— DESCRIPTION OF THE TASK —
Only the lines from the start of the data to the line containing "<h1>消息</h1>", both included, should be output, exactly and without pictures.

╭─ STORED DATA

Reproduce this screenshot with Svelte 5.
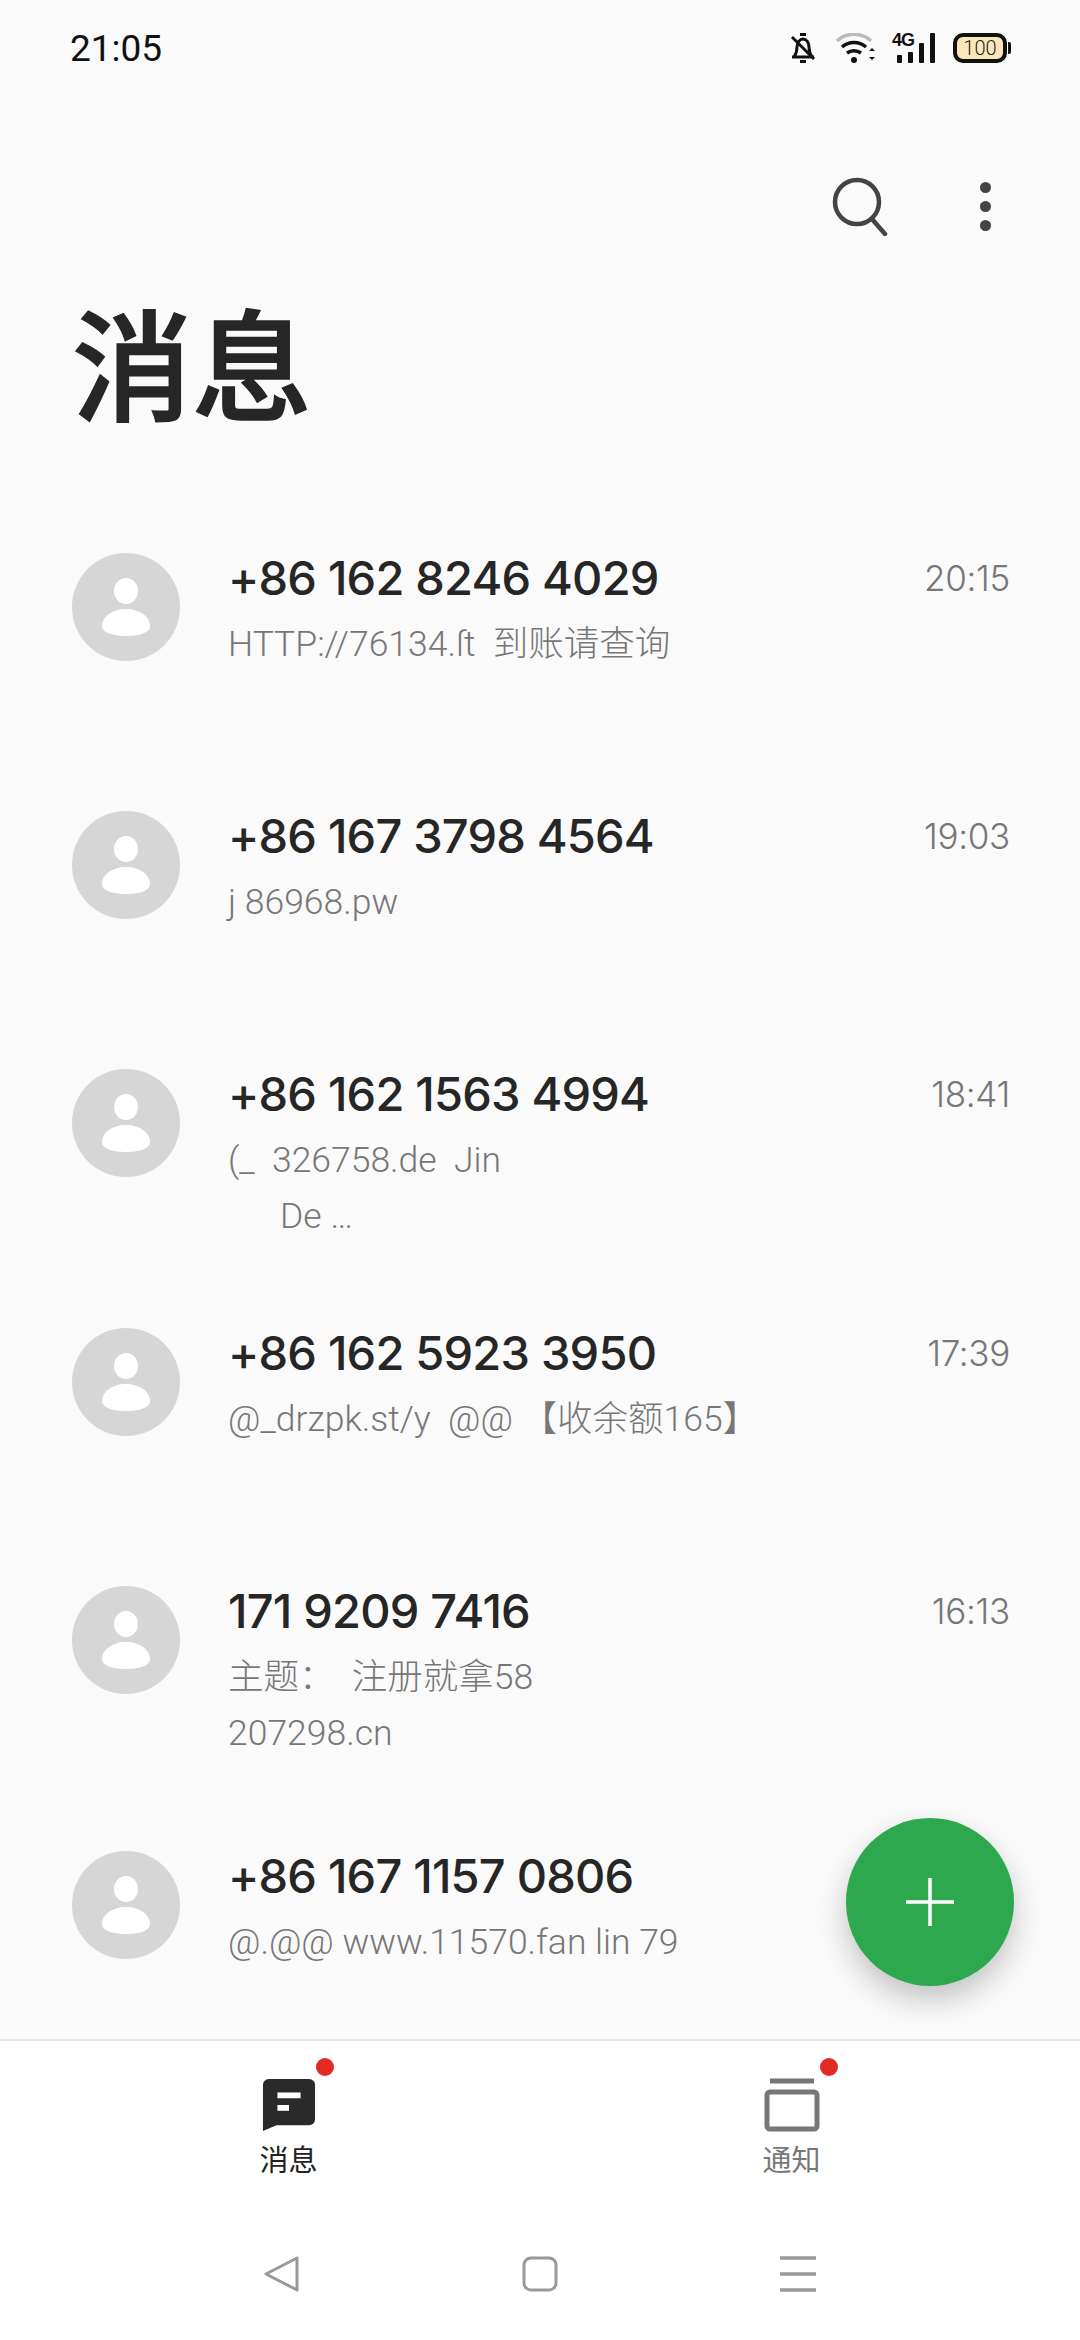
<script>
	const messages = [
		{ name: '+86 162 8246 4029', time: '20:15', lines: ['HTTP://76134.ſt  到账请查询'], height: 258 },
		{ name: '+86 167 3798 4564', time: '19:03', lines: ['j 86968.pw'], height: 258 },
		{ name: '+86 162 1563 4994', time: '18:41', lines: ['(_  326758.de  Jin', '      De …'], height: 259 },
		{ name: '+86 162 5923 3950', time: '17:39', lines: ['@_drzpk.st/y  @@ 【收余额165】'], height: 258 },
		{ name: '171 9209 7416', time: '16:13', lines: ['主题：  注册就拿58', '207298.cn'], height: 265 },
		{ name: '+86 167 1157 0806', time: '', lines: ['@.@@ www.11570.fan lin 79'], height: 188 }
	];
</script>

<div class="screen">
	<header class="status">
		<span class="clock">21:05</span>
		<div class="status-icons">
			<svg class="bell" width="26" height="30" viewBox="0 0 26 30" fill="none" stroke="#111" stroke-width="3">
				<path d="M2 24h22M4 24c2-3 3-5 3-10 0-5 3-8 6-8s6 3 6 8c0 5 1 7 3 10" stroke-linejoin="round" />
				<path d="M10 1.500h6M10 28.500h6" />
				<path d="M2 4l22 22" />
			</svg>
			<svg class="wifi" width="39" height="30" viewBox="0 0 39 30" fill="none">
				<path d="M1 8C10-1 26-1 35 8" stroke="#bbb" stroke-width="3.500" />
				<path d="M6 14C13 8 23 8 30 14M11 20C15 17 21 17 25 20" stroke="#111" stroke-width="3.500" />
				<circle cx="18" cy="27" r="3" fill="#111" />
				<path d="M33 18l3-3 3 3zM33 24l3 3 3-3z" fill="#111" />
			</svg>
			<div class="signal">
				<span class="net">4G</span>
				<svg width="43" height="30" viewBox="0 0 43 30" fill="#111">
					<rect x="5" y="22" width="5" height="8" rx="1" />
					<rect x="16" y="19" width="5" height="11" rx="1" />
					<rect x="27" y="10" width="5" height="20" rx="1" />
					<rect x="38" y="0" width="5" height="30" rx="1" />
				</svg>
			</div>
			<div class="battery">
				<span class="battery-body">100</span>
				<span class="battery-cap"></span>
			</div>
		</div>
	</header>

	<div class="toolbar">
		<svg width="60" height="60" viewBox="0 0 60 60" fill="none" stroke="#444" stroke-width="4.500">
			<circle cx="27" cy="26" r="22" />
			<path d="M42 43l13 15" stroke-linecap="round" />
		</svg>
		<div class="more"><i></i><i></i><i></i></div>
	</div>

	<h1>消息</h1>

	<main class="list">
		{#each messages as m}
			<div class="row" style="height: {m.height}px">
				<div class="avatar">
					<svg width="50" height="58" viewBox="0 0 50 58" fill="#fff">
						<ellipse cx="25" cy="13" rx="12" ry="13" />
						<path d="M25 31c14 0 24 8 24 17 0 7-12 10-24 10S1 55 1 48c0-9 10-17 24-17z" />
					</svg>
				</div>
				<div class="body">
					<div class="name">{m.name}</div>
					{#each m.lines as line}
						<div class="preview">{line}</div>
					{/each}
				</div>
				<div class="time">{m.time}</div>
			</div>
		{/each}
		<button class="fab" aria-label="新建">
			<svg width="48" height="48" viewBox="0 0 48 48" stroke="#fff" stroke-width="3.500">
				<path d="M24 0v48M0 24h48" />
			</svg>
		</button>
	</main>

	<nav class="tabs">
		<div class="tab active">
			<div class="tab-icon">
				<svg width="54" height="54" viewBox="0 0 56 56">
					<path d="M1 7a6 6 0 0 1 6-6h42a6 6 0 0 1 6 6v36a6 6 0 0 1-6 6H15L1 55z" fill="#2a2a2a" />
					<rect x="16" y="15" width="24" height="6" fill="#fff" />
					<rect x="16" y="28" width="12" height="6" fill="#fff" />
				</svg>
				<span class="dot"></span>
			</div>
			<span class="tab-label">消息</span>
		</div>
		<div class="tab">
			<div class="tab-icon">
				<svg width="56" height="54" viewBox="0 0 56 54" fill="none" stroke="#777" stroke-width="5">
					<path d="M6 3h44" />
					<rect x="3" y="14" width="50" height="37" rx="3" />
				</svg>
				<span class="dot"></span>
			</div>
			<span class="tab-label">通知</span>
		</div>
	</nav>

	<footer class="navbar">
		<svg width="36" height="36" viewBox="0 0 36 36" fill="none" stroke="#999" stroke-width="3" stroke-linejoin="round">
			<path d="M33 2v32L2 18z" />
		</svg>
		<svg width="36" height="36" viewBox="0 0 36 36" fill="none" stroke="#999" stroke-width="3">
			<rect x="2" y="2" width="32" height="32" rx="7" />
		</svg>
		<svg width="36" height="36" viewBox="0 0 36 36" stroke="#999" stroke-width="3.500">
			<path d="M0 2h36M0 18h36M0 34h36" />
		</svg>
	</footer>
</div>

<style>
	:global(body) {
		background: #fafafa;
	}
	.screen {
		width: 1080px;
		height: 2340px;
		display: flex;
		flex-direction: column;
		overflow: hidden;
		background: #fafafa;
		font-family: Roboto, 'Noto Sans CJK SC', sans-serif;
		color: #262626;
	}
	.status {
		height: 96px;
		padding: 0 69px 0 70px;
		display: flex;
		align-items: center;
		justify-content: space-between;
	}
	.clock {
		font-size: 37px;
		color: #111;
	}
	.status-icons {
		display: flex;
		align-items: center;
	}
	.wifi {
		margin-left: 20px;
	}
	.signal {
		display: flex;
		align-items: flex-start;
		margin-left: 17px;
	}
	.net {
		font-size: 18px;
		font-weight: 700;
		width: 0;
		color: #111;
		line-height: 15px;
		letter-spacing: -1px;
		font-family: 'Liberation Sans', sans-serif;
	}
	.battery {
		display: flex;
		align-items: center;
		margin-left: 18px;
	}
	.battery-body {
		width: 54px;
		height: 30px;
		box-sizing: border-box;
		border: 4px solid #111;
		border-radius: 10px;
		background: #fbe7b8;
		font-size: 20px;
		font-weight: 300;
		line-height: 22px;
		text-align: center;
		color: #222;
	}
	.battery-cap {
		width: 3px;
		height: 12px;
		margin-left: 1px;
		background: #111;
		border-radius: 0 2px 2px 0;
	}
	.toolbar {
		height: 112px;
		margin-top: 54px;
		padding: 0 89px 0 0;
		display: flex;
		align-items: center;
		justify-content: flex-end;
		gap: 90px;
	}
	.more {
		display: flex;
		flex-direction: column;
		gap: 8px;
	}
	.more i {
		width: 11px;
		height: 11px;
		border-radius: 50%;
		background: #444;
	}
	h1 {
		margin: 0;
		height: 291px;
		box-sizing: border-box;
		padding: 23px 0 0 72px;
		font-size: 120px;
		font-weight: 500;
		-webkit-text-stroke: 1.500px #262626;
		line-height: 172px;
	}
	.list {
		position: relative;
		flex: 1;
	}
	.row {
		display: flex;
		align-items: flex-start;
		padding: 0 70px 0 72px;
		box-sizing: border-box;
	}
	.avatar {
		width: 108px;
		height: 108px;
		border-radius: 50%;
		background: #d6d6d6;
		display: flex;
		align-items: center;
		justify-content: center;
		flex-shrink: 0;
	}
	.body {
		margin-left: 48px;
		flex: 1;
		margin-top: -6px;
	}
	.name {
		font-family: Inter, 'Noto Sans CJK SC', sans-serif;
		font-size: 47px;
		letter-spacing: -0.800px;
		line-height: 62px;
		font-weight: 500;
		margin-bottom: 7px;
	}
	.preview {
		font-size: 35.500px;
		line-height: 56px;
		font-weight: 300;
		color: #777;
		white-space: pre;
	}
	.time {
		font-family: Inter, 'Noto Sans CJK SC', sans-serif;
		font-size: 35px;
		letter-spacing: -0.300px;
		line-height: 40px;
		margin-top: 5px;
		font-weight: 300;
		color: #777;
	}
	.fab {
		position: absolute;
		right: 66px;
		bottom: 53px;
		width: 168px;
		height: 168px;
		border: 0;
		padding: 0;
		border-radius: 50%;
		background: #2da84f;
		box-shadow: 0 14px 30px rgba(0, 0, 0, 0.22);
		display: flex;
		align-items: center;
		justify-content: center;
	}
	.tabs {
		height: 196px;
		background: #fff;
		border-top: 2px solid #e6e6e6;
		display: flex;
		justify-content: center;
		box-sizing: border-box;
	}
	.tab {
		width: 503px;
		padding-top: 37px;
		display: flex;
		flex-direction: column;
		align-items: center;
		color: #777;
	}
	.tab-icon {
		position: relative;
		height: 54px;
	}
	.tab-label {
		font-size: 29px;
		line-height: 44px;
		margin-top: 7px;
	}
	.tab.active .tab-label {
		color: #222;
	}
	.dot {
		position: absolute;
		top: -20px;
		right: -18px;
		width: 18px;
		height: 18px;
		border-radius: 50%;
		background: #e32b25;
	}
	.navbar {
		height: 105px;
		flex-shrink: 0;
		box-sizing: border-box;
		background: #fff;
		display: flex;
		justify-content: center;
		align-items: flex-start;
		gap: 222px;
		padding-top: 21px;
	}
</style>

╰─

— RESPONSE TO THIS TASK —
Reproduce this screenshot with Svelte 5.
<script>
	const messages = [
		{ name: '+86 162 8246 4029', time: '20:15', lines: ['HTTP://76134.ſt  到账请查询'], height: 258 },
		{ name: '+86 167 3798 4564', time: '19:03', lines: ['j 86968.pw'], height: 258 },
		{ name: '+86 162 1563 4994', time: '18:41', lines: ['(_  326758.de  Jin', '      De …'], height: 259 },
		{ name: '+86 162 5923 3950', time: '17:39', lines: ['@_drzpk.st/y  @@ 【收余额165】'], height: 258 },
		{ name: '171 9209 7416', time: '16:13', lines: ['主题：  注册就拿58', '207298.cn'], height: 265 },
		{ name: '+86 167 1157 0806', time: '', lines: ['@.@@ www.11570.fan lin 79'], height: 188 }
	];
</script>

<div class="screen">
	<header class="status">
		<span class="clock">21:05</span>
		<div class="status-icons">
			<svg class="bell" width="26" height="30" viewBox="0 0 26 30" fill="none" stroke="#111" stroke-width="3">
				<path d="M2 24h22M4 24c2-3 3-5 3-10 0-5 3-8 6-8s6 3 6 8c0 5 1 7 3 10" stroke-linejoin="round" />
				<path d="M10 1.500h6M10 28.500h6" />
				<path d="M2 4l22 22" />
			</svg>
			<svg class="wifi" width="39" height="30" viewBox="0 0 39 30" fill="none">
				<path d="M1 8C10-1 26-1 35 8" stroke="#bbb" stroke-width="3.500" />
				<path d="M6 14C13 8 23 8 30 14M11 20C15 17 21 17 25 20" stroke="#111" stroke-width="3.500" />
				<circle cx="18" cy="27" r="3" fill="#111" />
				<path d="M33 18l3-3 3 3zM33 24l3 3 3-3z" fill="#111" />
			</svg>
			<div class="signal">
				<span class="net">4G</span>
				<svg width="43" height="30" viewBox="0 0 43 30" fill="#111">
					<rect x="5" y="22" width="5" height="8" rx="1" />
					<rect x="16" y="19" width="5" height="11" rx="1" />
					<rect x="27" y="10" width="5" height="20" rx="1" />
					<rect x="38" y="0" width="5" height="30" rx="1" />
				</svg>
			</div>
			<div class="battery">
				<span class="battery-body">100</span>
				<span class="battery-cap"></span>
			</div>
		</div>
	</header>

	<div class="toolbar">
		<svg width="60" height="60" viewBox="0 0 60 60" fill="none" stroke="#444" stroke-width="4.500">
			<circle cx="27" cy="26" r="22" />
			<path d="M42 43l13 15" stroke-linecap="round" />
		</svg>
		<div class="more"><i></i><i></i><i></i></div>
	</div>

	<h1>消息</h1>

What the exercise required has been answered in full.